Akibat pertentangan dua kutub itu, banyak yang mengibaratkan bahwa kemajuan teknologi sekarang seperti dua mata pisau. Adapun kutub positif kemajuan teknologi ialah Informasi cepat tersebar di belahan dunia, teknologi semakin maju, sistem big data internet semakin canggih, perkembangan ilmu pengetahuan baru, kebebasan pers, peningkatan pertumbuhan ekonomi makro hingga nasional, kemudahan dalam hal komunikasi lokal hingga interkontinental, peningkatan pembangunan dan kemudahan perjalanan berkendaraan.
Sedangkan kutub negatif dari kemajuan teknologi ialah kiriman dari budaya asing yang tidak terseleksi dan kurang sesuai dengan konteks kebudayaan lokal, modernisasi mengkikis moralitas dan nilai-nilai lokal, media pemberitaan palsu, ketimpangan ekonomi, sumber daya manusia yang tertinggal oleh alat-alat, maraknya penyeludupan barang ke dalam negeri, penyalahgunaan dalam teknologi (cybercrime).
Tetapi dalam kemajuan teknologi, pemuda cenderung mengambil langkah praktis dan berani melakukan hal-hal yang lancung, tidak bersih dan tidak menjujung tinggi nilai kebersamaan. Kondisi tersebut menjadikan pemuda kian abai terhadap nilai-nilai moral dan menyebabkan fenomena cacat mental di kalangan generasi sekarang.
Kita melihat dalam berbagai aspek terkhusus di lingkup yang terkecil seperti Desa. Desa mulanya memiliki rasa gotong royong yang sangat tinggi, memperhatikan pemuda yang satu dengan yang lain dan menghomati yang lebih tua. Sekarang nilai gotong royong telah mulai memudar. Pemuda enggan bepartisipasi dalam kegiatan sosial dan kemajuan desa. Padahal sudah ada wadah yang di siapkan oleh pemerintah tetapi pemuda saat ini tidak bisa manfaatkan dengan baik.
Kita ketahui bersama Sejarah pengerakan pemuda dari 1928 sampai reformasi bisa menjadi refensi bagi pemuda sekarang. Semangat pemuda pada saat itu untuk saling bertukar pikiran mendiskusikan hal-hal yang mampu merubah tatan sosial, politik dan ekonomi hendaknya terus digalakan dan digelorakan.
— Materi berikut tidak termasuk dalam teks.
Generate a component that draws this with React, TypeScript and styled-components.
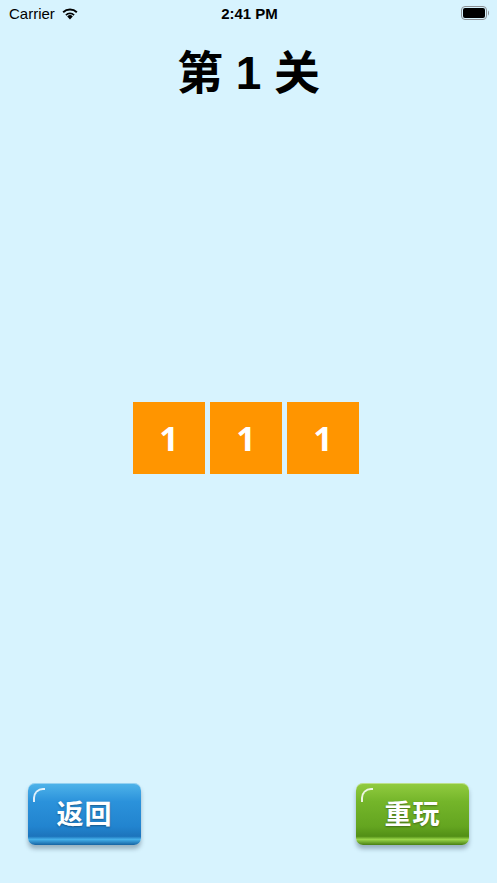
import React from "react";
import styled, { createGlobalStyle } from "styled-components";

const GlobalStyle = createGlobalStyle`
  html, body {
    margin: 0;
    padding: 0;
    background: #d7f3fe;
  }
  body {
    font-family: "Noto Sans", "Noto Sans CJK SC", sans-serif;
  }
`;

const Screen = styled.div`
  width: 497px;
  height: 883px;
  display: flex;
  flex-direction: column;
  background: #d7f3fe;
  overflow: hidden;
`;

const StatusBar = styled.div`
  height: 26px;
  display: grid;
  grid-template-columns: 1fr auto 1fr;
  align-items: center;
  padding: 0 7px 0 9px;
  font-family: "Liberation Sans", Arial, sans-serif;
  font-size: 15px;
  color: #000;
`;

const Carrier = styled.div`
  display: flex;
  align-items: center;
  gap: 6px;
`;

const Time = styled.div`
  font-weight: bold;
  font-size: 15px;
`;

const Battery = styled.div`
  justify-self: end;
  display: flex;
  align-items: center;
`;

const Title = styled.h1`
  margin: 17px 0 0;
  text-align: center;
  font-family: "Liberation Sans", "Noto Sans CJK SC", sans-serif;
  font-weight: 700;
  font-size: 46px;
  line-height: 60px;
  color: #000;
`;

const Board = styled.div`
  flex: 1;
  display: flex;
  align-items: center;
  justify-content: center;
  padding-bottom: 10px;
`;

const Row = styled.div`
  display: flex;
  gap: 5px;
  margin-left: -5px;
`;

const Tile = styled.div`
  width: 72px;
  height: 72px;
  background: #ff9500;
  color: #fff;
  display: flex;
  align-items: center;
  justify-content: center;
  font-family: "Open Sans", "Noto Sans", sans-serif;
  font-weight: 700;
  font-size: 34px;
`;

const Footer = styled.div`
  display: flex;
  justify-content: space-between;
  padding: 0 28px 38px 28px;
`;

const GameButton = styled.button<{ $tone: "blue" | "green" }>`
  position: relative;
  width: 113px;
  height: 62px;
  border: none;
  border-radius: 7px;
  padding: 0 0 4px;
  cursor: pointer;
  color: #fff;
  font-family: "Noto Sans CJK SC", sans-serif;
  font-weight: 700;
  font-size: 27px;
  letter-spacing: 1px;
  text-shadow: 0 1px 2px rgba(0, 0, 0, 0.35);
  background: ${(p) =>
    p.$tone === "blue"
      ? "linear-gradient(180deg, #4fb4ea 0%, #2b92db 30%, #2284cf 70%, #1c74bc 86%, #45b0ea 91%, #1663a2 100%)"
      : "linear-gradient(180deg, #92cc40 0%, #74b52a 30%, #64a520 70%, #528f16 86%, #9ad64a 91%, #487f12 100%)"};
  box-shadow: 0 4px 4px rgba(40, 60, 80, 0.35),
    inset 0 1px 0 rgba(255, 255, 255, 0.4);
`;

const Gloss = styled.span`
  position: absolute;
  left: 5px;
  top: 5px;
  width: 10px;
  height: 12px;
  border-left: 2px solid rgba(255, 255, 255, 0.85);
  border-top: 2px solid rgba(255, 255, 255, 0.85);
  border-top-left-radius: 10px;
`;

const Label = styled.span`
  position: relative;
`;

function Wifi() {
  return (
    <svg width="18" height="13" viewBox="0 0 18 13">
      <path d="M9 12.5 L6.2 9.4 A4 4 0 0 1 11.8 9.4 Z" fill="#000" />
      <path d="M4.3 7.4 A6.8 6.8 0 0 1 13.7 7.4 L12.5 8.7 A5 5 0 0 0 5.5 8.7 Z" fill="#000" />
      <path d="M1.5 4.5 A10.8 10.8 0 0 1 16.5 4.5 L15.2 5.9 A9 9 0 0 0 2.8 5.9 Z" fill="#000" />
    </svg>
  );
}

function BatteryIcon() {
  return (
    <svg width="29" height="14" viewBox="0 0 29 14">
      <rect x="0.5" y="0.5" width="25" height="13" rx="3.5" fill="none" stroke="#8a8f94" strokeWidth="1" />
      <rect x="2" y="2" width="22" height="10" rx="2" fill="#000" />
      <path d="M27 4.5 C28.3 5 28.3 9 27 9.5 Z" fill="#8a8f94" />
    </svg>
  );
}

const tiles = [1, 1, 1];

export default function App() {
  return (
    <>
      <GlobalStyle />
      <Screen>
        <StatusBar>
          <Carrier>
            Carrier
            <Wifi />
          </Carrier>
          <Time>2:41 PM</Time>
          <Battery>
            <BatteryIcon />
          </Battery>
        </StatusBar>
        <Title>第 1 关</Title>
        <Board>
          <Row>
            {tiles.map((n, i) => (
              <Tile key={i}>{n}</Tile>
            ))}
          </Row>
        </Board>
        <Footer>
          <GameButton $tone="blue">
            <Gloss />
            <Label>返回</Label>
          </GameButton>
          <GameButton $tone="green">
            <Gloss />
            <Label>重玩</Label>
          </GameButton>
        </Footer>
      </Screen>
    </>
  );
}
Oleh karena itu pemuda harus terus mewarisi budaya bangasa, yakni spirit gotong royong. Hal itu penting sebab gotong royong memuat semangat komunal dan kehendak terhadap kebaikan bersama. Dengan demikian, harus di hidupkan kembali agar pemuda bisa saling menghormati satu sama lain dan mempunyai moralitas yang tinggi. Dengan mempunyai jiwa muda dalam membangun bangsa yang memiliki rasa persatuan, mandiri, demokratis dan kritis, maka sudah menjadi modal besar untuk menghadapi peralihan tatanan kehidupan serta keberlasungan kehidupan berbangsa dan bernegara. Diatas itu, yang utama adalah mewujudkan tatanan kenegaraan sesuai amanat konstitusi dan filosofi dasar Pancasila.
Peran pemuda sangat penting dalam menyikapi kemajuan teknologi dan menjadi corong atas kehendak dan keresahan masyarakat dalam menjawab semua tantangan yang di perlukan. Seperti yang kita ketahui pemuda adalah lokomotif perubahan, menjadi ujung tombak terdepan dalam kemajuan bangsa. Dalam hal ini, pemuda harus berperan aktif di dalam aspek ekonomi, sosial, budaya dan politik.
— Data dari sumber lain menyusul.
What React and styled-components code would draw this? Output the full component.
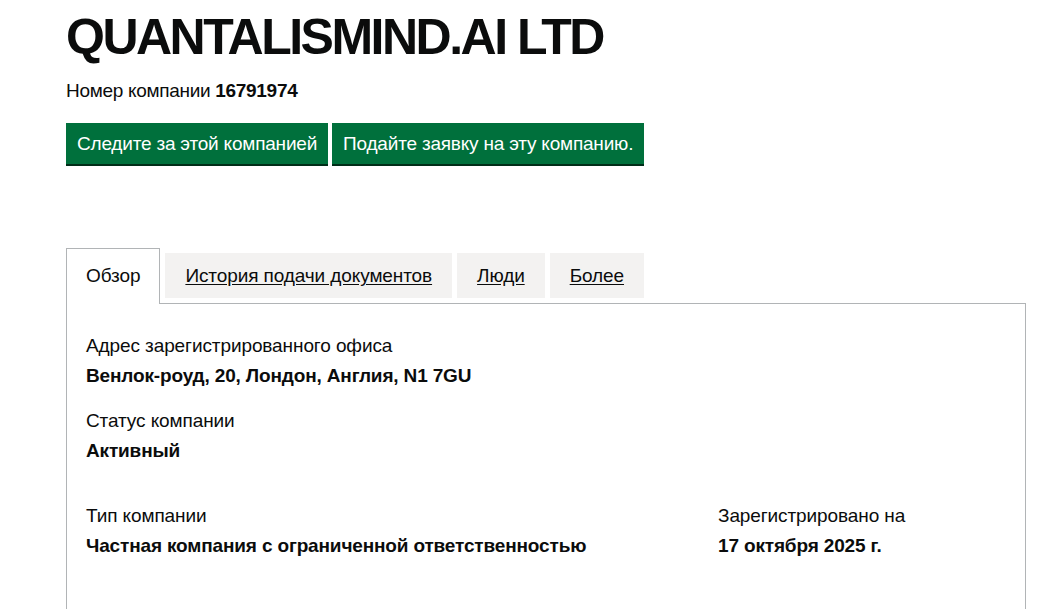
import React from 'react'
import styled, { createGlobalStyle } from 'styled-components'

const GlobalStyle = createGlobalStyle`
  body {
    margin: 0;
    background: #ffffff;
    color: #0b0c0c;
    font-family: "Liberation Sans", Arial, sans-serif;
  }
`

const Page = styled.div`
  padding: 0 33px 0 66px;
`

const Title = styled.h1`
  margin: 12px 0 0;
  font-size: 50px;
  line-height: 51px;
  font-weight: 700;
  letter-spacing: -2.5px;
`

const CompanyNumber = styled.p`
  margin: 15px 0 0;
  font-size: 19px;
  line-height: 25px;
  letter-spacing: -0.3px;

  strong {
    font-weight: 700;
  }
`

const Actions = styled.div`
  display: flex;
  gap: 4px;
  margin-top: 20px;
`

const Button = styled.button`
  font-family: "Liberation Sans", Arial, sans-serif;
  font-size: 19px;
  line-height: 23px;
  letter-spacing: -0.2px;
  color: #ffffff;
  background: #00703c;
  border: 2px solid transparent;
  border-radius: 0;
  box-shadow: 0 2px 0 #002d18;
  padding: 7px 9px 7px;
  cursor: pointer;
`

const TabList = styled.ul`
  display: flex;
  list-style: none;
  margin: 84px 0 0;
  padding: 0;
  align-items: flex-start;
`

const Tab = styled.li`
  margin-right: 5px;
  font-size: 19px;
  line-height: 25px;
  letter-spacing: -0.1px;
  background: ${p => (p.$selected ? '#ffffff' : '#f3f2f1')};
  border: ${p => (p.$selected ? '1px solid #b1b4b6' : 'none')};
  border-bottom: 0;
  padding: ${p => (p.$selected ? '14px 19px 16px' : '10px 20px')};
  margin-top: ${p => (p.$selected ? '0' : '5px')};
  margin-bottom: ${p => (p.$selected ? '-1px' : '0')};
  position: relative;

  a {
    color: #0b0c0c;
    text-decoration: ${p => (p.$selected ? 'none' : 'underline')};
    text-underline-offset: 2px;
  }
`

const Panel = styled.div`
  border: 1px solid #b1b4b6;
  padding: 29px 19px 60px;
`

const Field = styled.dl`
  margin: 0 0 20px;
`

const Label = styled.dt`
  font-size: 19px;
  line-height: 25px;
  letter-spacing: -0.1px;
  margin-bottom: 5px;
`

const Value = styled.dd`
  margin: 0;
  font-size: 19px;
  line-height: 25px;
  font-weight: 700;
  letter-spacing: -0.15px;
`

const Columns = styled.div`
  display: grid;
  grid-template-columns: 632px 1fr;
  margin-top: 40px;
`

const tabs = ['Обзор', 'История подачи документов', 'Люди', 'Более']

export default function App() {
  return (
    <>
      <GlobalStyle />
      <Page>
        <Title>QUANTALISMIND.AI LTD</Title>
        <CompanyNumber>
          Номер компании <strong>16791974</strong>
        </CompanyNumber>
        <Actions>
          <Button>Следите за этой компанией</Button>
          <Button>Подайте заявку на эту компанию.</Button>
        </Actions>
        <TabList>
          {tabs.map((t, i) => (
            <Tab key={t} $selected={i === 0}>
              <a href="#">{t}</a>
            </Tab>
          ))}
        </TabList>
        <Panel>
          <Field>
            <Label>Адрес зарегистрированного офиса</Label>
            <Value>Венлок-роуд, 20, Лондон, Англия, N1 7GU</Value>
          </Field>
          <Field>
            <Label>Статус компании</Label>
            <Value>Активный</Value>
          </Field>
          <Columns>
            <Field>
              <Label>Тип компании</Label>
              <Value>Частная компания с ограниченной ответственностью</Value>
            </Field>
            <Field>
              <Label>Зарегистрировано на</Label>
              <Value>17 октября 2025 г.</Value>
            </Field>
          </Columns>
        </Panel>
      </Page>
    </>
  )
}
Apa lagi kita menghadapi era bonus demografi, dimana usia pemuda sangat dominan pada tahun 2035. Jangan sampai hadirnya bonus demografi menjadi bencana untuk Indonesia sendiri. Karena pemuda tidak memiliki nilai pendidikan yang bagus dalam menciptakan moralitas di kalangan pemuda.
Mengutip cerita Eko Laksono buku Imperium 3 ” Setiap pagi di Afrika, seekor kijang terjaga. Ia tahu, ia harus berlari lebih cepat dari singa tercepat, atau ia akan mati. Dan setiap pagi seekor singa terjaga. Ia tahu ia harus bisa mengejar kijang terlambat, atau ia akan mati kelaparan. Tidak peduli Anda singa atau kijang. Ketika matahari mulai terbit, Anda harus mulai berlari”.
Dengan mengutip cerita di atas pemuda harus menjadi yang terdepan dalam menyikapi semua permasalahan yang ada dan harus lebih cerdas dalam menjaring informasi jangan sampai pemuda terlena dengan hasrat yang selalu mengarah ke hal yang negatif.